Am I the only one who sees the irony in Sherman’s tizzy fit?  He spends the bulk of his time telling anyone who will listen; he’s the best, and what’s wrong with him saying so?  Yet, when anyone else dares to act similarly or question his demeanor regarding such, he goes Francis Sawyer from Stripes on us; launching into a tsunami of rhetoric, warning of impending doom for anyone in it or his way.

In the infamous words of Sergeant Hulka:  Lighten up, Francis.

Sherman is good.  In fact, he’s really good, there’s no debating that.  But it’s my contention that people who perform at the level that Sherman does, needn’t profess such skill, but rather allow their skill to do the talking for them.  I know, it’s a bit of an antiquated adage, but it in this day of divas like Terrell Owens, Floyd Mayweather, Cam Newton, and any of the other bevy of players anxious to sing their own praises, humility goes a long ways towards garnering the type of respect today’s high-profile athletes seem so desperate to command.
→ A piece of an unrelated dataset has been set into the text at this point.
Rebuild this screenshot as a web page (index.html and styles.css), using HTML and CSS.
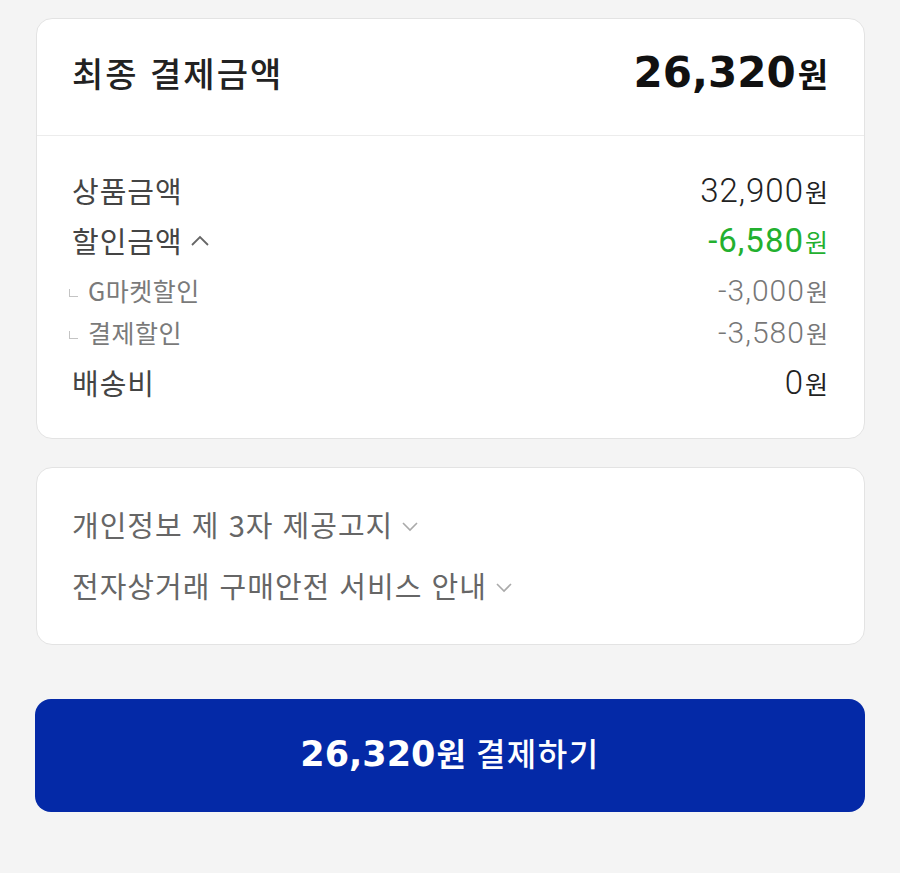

If you don’t want attention, Richard, quit asking for it.  Don’t go on First Take and attack Skip Bayless’ personal and professional shortcomings.  If you don’t want people diminishing your level of expertise by way of a comparison of their own, or others’ skills; quit telling anyone who will listen yours are unmatched.  And if you want to be appreciated as the best player at your position; keep doing what you’re doing on the field, and leave the off-the-field nonsense to the guys without the heightened intelligence to understand its detriment. And that’s what’s so disappointing about Seattle’s #25:  He’s smart enough to know that acting the way he does, he’s drawing attention to his antics, while simultaneously misdirecting the attention from the very thing he’s so desperate for people to acknowledge:  His talent.

Richard Sherman is a smart guy.  Richard Sherman by all accounts is a great teammate.  And Richard Sherman is undoubtedly a great football player worthy of the level of attention he should be getting, but is depriving himself via his hypersensitive and over defensive attitude regarding others.  And it shouldn’t be that way.  I should be talking about his great play en route to Seattle’s first Super Bowl Championship, his second consecutive first team All Pro selection, and his league leading eight interceptions last season, but I’m not, and it isn’t LeGarrette Blount’s, Darrelle Revis’, DeAngelo Hall’s, or even Skip Bayless’ fault.  It’s Richard’s…and that’s a lesson I hope he learns.